* START Supplied material *

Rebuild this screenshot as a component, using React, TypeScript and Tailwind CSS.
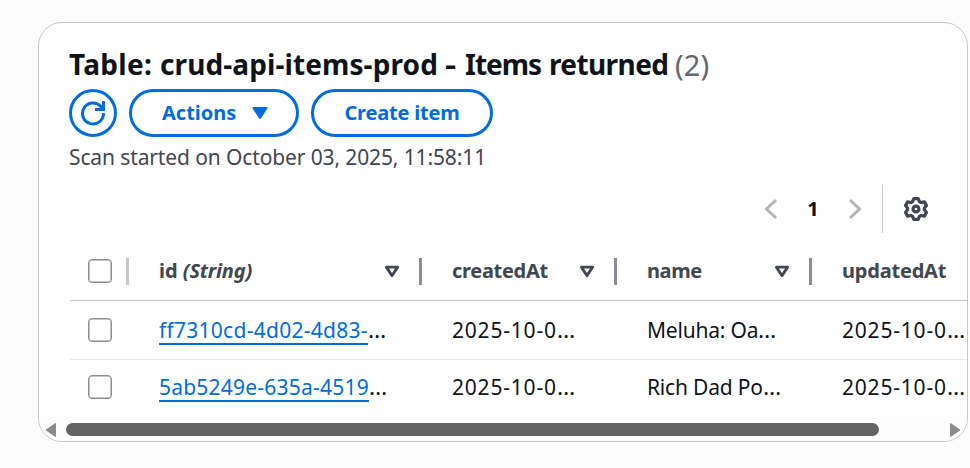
import React from "react";

function SortIcon() {
  return (
    <svg width="16" height="14" viewBox="0 0 16 14" className="mt-px shrink-0" aria-hidden="true">
      <path d="M2.4 2.2h11.2L8 10.6z" fill="none" stroke="#424650" strokeWidth="2.8" strokeLinejoin="round" />
    </svg>
  );
}

function Checkbox() {
  return <span className="block h-6 w-6 shrink-0 rounded-[4px] border border-[#8c8c94] bg-white shadow-[inset_0_0_0_0.5px_#8c8c94]" />;
}

function CheckCell() {
  return (
    <div className="flex w-[60px] shrink-0 items-center pl-[18px]">
      <Checkbox />
    </div>
  );
}

interface Row {
  id: string;
  idClass: string;
  name: string;
}

const rows: Row[] = [
  { id: "ff7310cd-4d02-4d83-", idClass: "tracking-[0.27px]", name: "Meluha: Oa" },
  { id: "5ab5249e-635a-4519", idClass: "tracking-[0.22px]", name: "Rich Dad Po" },
];

function Ellipsis() {
  return <span className="inline-block origin-left scale-x-110">…</span>;
}

function DateText() {
  return (
    <>
      <span className="tracking-[0.8px]">2025-10-0</span>
      <Ellipsis />
    </>
  );
}

function DataRow({ row, last }: { row: Row; last: boolean }) {
  return (
    <div className={"flex w-[920px] items-center text-[21px] leading-[30px] text-[#0f141a] " + (last ? "h-[57px] pb-[3px]" : "h-[59px] border-b border-[#e8e8eb]")}>
      <CheckCell />
      <div className="flex w-[322px] shrink-0 whitespace-nowrap pl-[29px]">
        <span className={"h-[30px] border-b-2 border-[#006ce0] text-[#006ce0] " + row.idClass}>{row.id}</span>
        <Ellipsis />
      </div>
      <div className="w-[195px] shrink-0 whitespace-nowrap"><DateText /></div>
      <div className="w-[195px] shrink-0 whitespace-nowrap">
        <span className="tracking-[-0.2px]">{row.name}</span>
        <Ellipsis />
      </div>
      <div className="shrink-0 whitespace-nowrap"><DateText /></div>
    </div>
  );
}

export default function App() {
  return (
    <div className="h-[468px] w-[970px] overflow-hidden bg-[#fcfcfd] pl-[38px] pt-[22px] font-['Noto_Sans','Open_Sans',sans-serif]">
      <main className="flex h-[420px] w-[930px] flex-col overflow-hidden rounded-[24px] border border-[#c6c6cd] bg-white">
        <header className="pl-[30px] pt-[23px]">
          <h1 className="flex h-[43px] whitespace-nowrap text-[28px] font-bold leading-[37px] text-[#0f141a]">
            <span className="w-[91px] tracking-[0.3px]">Table:</span>
            <span className="w-[285px] tracking-[0.1px]">crud-api-items-prod</span>
            <span className="w-[20px] origin-left scale-x-125">-</span>
            <span className="w-[84px] tracking-[-1px]">Items</span>
            <span className="w-[126px] tracking-[-0.6px]">returned</span>
            <span className="text-[29px] font-normal tracking-[0.1px] text-[#656871]">(2)</span>
          </h1>
          <div className="flex gap-3 text-[20px] font-bold text-[#006ce0]">
            <button className="flex h-12 w-12 items-center justify-center rounded-full border-[3px] border-[#006ce0]" aria-label="Refresh">
              <svg width="26" height="26" viewBox="0 0 26 26" fill="none" stroke="#006ce0" strokeWidth="3">
                <path d="M23.5 13A10.5 10.5 0 1 1 20.8 6.4L23 8.6" />
                <path d="M23.5 1v8.5H15" />
              </svg>
            </button>
            <button className="flex h-12 w-[170px] items-center rounded-full border-[3px] border-[#006ce0] pl-[30px] leading-[30px]">
              <span className="w-[89px] whitespace-nowrap pb-px text-left">Actions</span>
              <svg width="18" height="14" viewBox="0 0 18 14" fill="#006ce0" stroke="#006ce0" strokeWidth="2" strokeLinejoin="round">
                <path d="M2.5 2h13L9 12z" />
              </svg>
            </button>
            <button className="flex h-12 w-[182px] items-center justify-center whitespace-nowrap rounded-full border-[3px] border-[#006ce0] pb-px leading-[30px] tracking-[-0.2px]">
              Create item
            </button>
          </div>
          <p className="mt-[5px] h-[31px] whitespace-nowrap text-[21px] leading-[31px] tracking-[-0.12px] text-[#424650]">Scan started on October 03, 2025, 11:58:11</p>
        </header>
        <div className="mt-[12px] flex h-12 items-center pl-[725px]">
          <svg width="14" height="22" viewBox="0 0 14 22" fill="none" stroke="#b4b4bb" strokeWidth="3"><path d="M12 2L2.5 11 12 20" /></svg>
          <span className="w-[70px] text-center text-[20px] font-bold text-[#0f141a]">1</span>
          <svg width="14" height="22" viewBox="0 0 14 22" fill="none" stroke="#b4b4bb" strokeWidth="3"><path d="M2 2l9.5 9L2 20" /></svg>
          <span className="ml-5 h-12 w-px bg-[#c6c6cd]" />
          <svg className="ml-5" width="26" height="26" viewBox="0 0 26 26" fill="none" stroke="#424650" strokeWidth="3.2" strokeLinejoin="round">
            <path d="M10.8 2.6h4.4l1.2 3 1.6.9 3.4-.6 2.1 3.7-2.1 2.6v1.6l2.1 2.6-2.1 3.7-3.4-.6-1.6.9-1.2 3h-4.4l-1.2-3-1.6-.9-3.4.6-2.1-3.7 2.1-2.6v-1.6l-2.1-2.6 2.1-3.7 3.4.6 1.6-.9z" />
            <circle cx="13" cy="13" r="2.9" />
          </svg>
        </div>
        <section className="ml-[31px] h-[184px] shrink-0 overflow-hidden">
          <div className="flex h-[68px] w-[920px] items-center border-b border-[#c6c6cd] pt-[9px] text-[20px] font-bold leading-[30px] text-[#424650]">
            <CheckCell />
            <div className="flex w-[322px] shrink-0 items-center">
              <span className="-ml-[4px] h-[27px] w-[3px] bg-[#c6c6cd]" />
              <span className="ml-[30px] w-[225px] whitespace-nowrap">id <i className="tracking-[-0.2px]">(String)</i></span>
              <SortIcon />
              <span className="ml-[19px] h-[27px] w-[3px] bg-[#8c8c94]" />
            </div>
            <div className="flex w-[195px] shrink-0 items-center">
              <span className="w-[127px] tracking-[-0.3px]">createdAt</span>
              <SortIcon />
              <span className="ml-[19px] h-[27px] w-[3px] bg-[#8c8c94]" />
            </div>
            <div className="flex w-[195px] shrink-0 items-center">
              <span className="w-[127px] tracking-[-0.4px]">name</span>
              <SortIcon />
              <span className="ml-[19px] h-[27px] w-[3px] bg-[#8c8c94]" />
            </div>
            <span className="shrink-0 tracking-[-0.2px]">updatedAt</span>
          </div>
          {rows.map((row, i) => <DataRow key={row.id} row={row} last={i === 1} />)}
        </section>
        <div className="flex h-[24px] shrink-0 items-center bg-[#fcfcfc] pl-[6px] pr-[6px]">
          <svg className="mt-px" width="12" height="16" viewBox="0 0 12 16" fill="#8b8b8b" stroke="#8b8b8b" strokeLinejoin="round"><path d="M10.5 1.5v13L1 8z" /></svg>
          <span className="ml-[9px] h-[13px] w-[813px] rounded-full bg-[#636363]" />
          <svg className="ml-auto mt-px" width="12" height="16" viewBox="0 0 12 16" fill="#8b8b8b" stroke="#8b8b8b" strokeLinejoin="round"><path d="M1.5 1.5v13L11 8z" /></svg>
        </div>
      </main>
    </div>
  );
}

* END Supplied material *

**Problem details:** Omit every picture, then repeat the remaining data exactly as it appears above.

**Task solution:**
Rebuild this screenshot as a component, using React, TypeScript and Tailwind CSS.
import React from "react";

function SortIcon() {
  return (
    <svg width="16" height="14" viewBox="0 0 16 14" className="mt-px shrink-0" aria-hidden="true">
      <path d="M2.4 2.2h11.2L8 10.6z" fill="none" stroke="#424650" strokeWidth="2.8" strokeLinejoin="round" />
    </svg>
  );
}

function Checkbox() {
  return <span className="block h-6 w-6 shrink-0 rounded-[4px] border border-[#8c8c94] bg-white shadow-[inset_0_0_0_0.5px_#8c8c94]" />;
}

function CheckCell() {
  return (
    <div className="flex w-[60px] shrink-0 items-center pl-[18px]">
      <Checkbox />
    </div>
  );
}

interface Row {
  id: string;
  idClass: string;
  name: string;
}

const rows: Row[] = [
  { id: "ff7310cd-4d02-4d83-", idClass: "tracking-[0.27px]", name: "Meluha: Oa" },
  { id: "5ab5249e-635a-4519", idClass: "tracking-[0.22px]", name: "Rich Dad Po" },
];

function Ellipsis() {
  return <span className="inline-block origin-left scale-x-110">…</span>;
}

function DateText() {
  return (
    <>
      <span className="tracking-[0.8px]">2025-10-0</span>
      <Ellipsis />
    </>
  );
}

function DataRow({ row, last }: { row: Row; last: boolean }) {
  return (
    <div className={"flex w-[920px] items-center text-[21px] leading-[30px] text-[#0f141a] " + (last ? "h-[57px] pb-[3px]" : "h-[59px] border-b border-[#e8e8eb]")}>
      <CheckCell />
      <div className="flex w-[322px] shrink-0 whitespace-nowrap pl-[29px]">
        <span className={"h-[30px] border-b-2 border-[#006ce0] text-[#006ce0] " + row.idClass}>{row.id}</span>
        <Ellipsis />
      </div>
      <div className="w-[195px] shrink-0 whitespace-nowrap"><DateText /></div>
      <div className="w-[195px] shrink-0 whitespace-nowrap">
        <span className="tracking-[-0.2px]">{row.name}</span>
        <Ellipsis />
      </div>
      <div className="shrink-0 whitespace-nowrap"><DateText /></div>
    </div>
  );
}

export default function App() {
  return (
    <div className="h-[468px] w-[970px] overflow-hidden bg-[#fcfcfd] pl-[38px] pt-[22px] font-['Noto_Sans','Open_Sans',sans-serif]">
      <main className="flex h-[420px] w-[930px] flex-col overflow-hidden rounded-[24px] border border-[#c6c6cd] bg-white">
        <header className="pl-[30px] pt-[23px]">
          <h1 className="flex h-[43px] whitespace-nowrap text-[28px] font-bold leading-[37px] text-[#0f141a]">
            <span className="w-[91px] tracking-[0.3px]">Table:</span>
            <span className="w-[285px] tracking-[0.1px]">crud-api-items-prod</span>
            <span className="w-[20px] origin-left scale-x-125">-</span>
            <span className="w-[84px] tracking-[-1px]">Items</span>
            <span className="w-[126px] tracking-[-0.6px]">returned</span>
            <span className="text-[29px] font-normal tracking-[0.1px] text-[#656871]">(2)</span>
          </h1>
          <div className="flex gap-3 text-[20px] font-bold text-[#006ce0]">
            <button className="flex h-12 w-12 items-center justify-center rounded-full border-[3px] border-[#006ce0]" aria-label="Refresh">
              <svg width="26" height="26" viewBox="0 0 26 26" fill="none" stroke="#006ce0" strokeWidth="3">
                <path d="M23.5 13A10.5 10.5 0 1 1 20.8 6.4L23 8.6" />
                <path d="M23.5 1v8.5H15" />
              </svg>
            </button>
            <button className="flex h-12 w-[170px] items-center rounded-full border-[3px] border-[#006ce0] pl-[30px] leading-[30px]">
              <span className="w-[89px] whitespace-nowrap pb-px text-left">Actions</span>
              <svg width="18" height="14" viewBox="0 0 18 14" fill="#006ce0" stroke="#006ce0" strokeWidth="2" strokeLinejoin="round">
                <path d="M2.5 2h13L9 12z" />
              </svg>
            </button>
            <button className="flex h-12 w-[182px] items-center justify-center whitespace-nowrap rounded-full border-[3px] border-[#006ce0] pb-px leading-[30px] tracking-[-0.2px]">
              Create item
            </button>
          </div>
          <p className="mt-[5px] h-[31px] whitespace-nowrap text-[21px] leading-[31px] tracking-[-0.12px] text-[#424650]">Scan started on October 03, 2025, 11:58:11</p>
        </header>
        <div className="mt-[12px] flex h-12 items-center pl-[725px]">
          <svg width="14" height="22" viewBox="0 0 14 22" fill="none" stroke="#b4b4bb" strokeWidth="3"><path d="M12 2L2.5 11 12 20" /></svg>
          <span className="w-[70px] text-center text-[20px] font-bold text-[#0f141a]">1</span>
          <svg width="14" height="22" viewBox="0 0 14 22" fill="none" stroke="#b4b4bb" strokeWidth="3"><path d="M2 2l9.5 9L2 20" /></svg>
          <span className="ml-5 h-12 w-px bg-[#c6c6cd]" />
          <svg className="ml-5" width="26" height="26" viewBox="0 0 26 26" fill="none" stroke="#424650" strokeWidth="3.2" strokeLinejoin="round">
            <path d="M10.8 2.6h4.4l1.2 3 1.6.9 3.4-.6 2.1 3.7-2.1 2.6v1.6l2.1 2.6-2.1 3.7-3.4-.6-1.6.9-1.2 3h-4.4l-1.2-3-1.6-.9-3.4.6-2.1-3.7 2.1-2.6v-1.6l-2.1-2.6 2.1-3.7 3.4.6 1.6-.9z" />
            <circle cx="13" cy="13" r="2.9" />
          </svg>
        </div>
        <section className="ml-[31px] h-[184px] shrink-0 overflow-hidden">
          <div className="flex h-[68px] w-[920px] items-center border-b border-[#c6c6cd] pt-[9px] text-[20px] font-bold leading-[30px] text-[#424650]">
            <CheckCell />
            <div className="flex w-[322px] shrink-0 items-center">
              <span className="-ml-[4px] h-[27px] w-[3px] bg-[#c6c6cd]" />
              <span className="ml-[30px] w-[225px] whitespace-nowrap">id <i className="tracking-[-0.2px]">(String)</i></span>
              <SortIcon />
              <span className="ml-[19px] h-[27px] w-[3px] bg-[#8c8c94]" />
            </div>
            <div className="flex w-[195px] shrink-0 items-center">
              <span className="w-[127px] tracking-[-0.3px]">createdAt</span>
              <SortIcon />
              <span className="ml-[19px] h-[27px] w-[3px] bg-[#8c8c94]" />
            </div>
            <div className="flex w-[195px] shrink-0 items-center">
              <span className="w-[127px] tracking-[-0.4px]">name</span>
              <SortIcon />
              <span className="ml-[19px] h-[27px] w-[3px] bg-[#8c8c94]" />
            </div>
            <span className="shrink-0 tracking-[-0.2px]">updatedAt</span>
          </div>
          {rows.map((row, i) => <DataRow key={row.id} row={row} last={i === 1} />)}
        </section>
        <div className="flex h-[24px] shrink-0 items-center bg-[#fcfcfc] pl-[6px] pr-[6px]">
          <svg className="mt-px" width="12" height="16" viewBox="0 0 12 16" fill="#8b8b8b" stroke="#8b8b8b" strokeLinejoin="round"><path d="M10.5 1.5v13L1 8z" /></svg>
          <span className="ml-[9px] h-[13px] w-[813px] rounded-full bg-[#636363]" />
          <svg className="ml-auto mt-px" width="12" height="16" viewBox="0 0 12 16" fill="#8b8b8b" stroke="#8b8b8b" strokeLinejoin="round"><path d="M1.5 1.5v13L11 8z" /></svg>
        </div>
      </main>
    </div>
  );
}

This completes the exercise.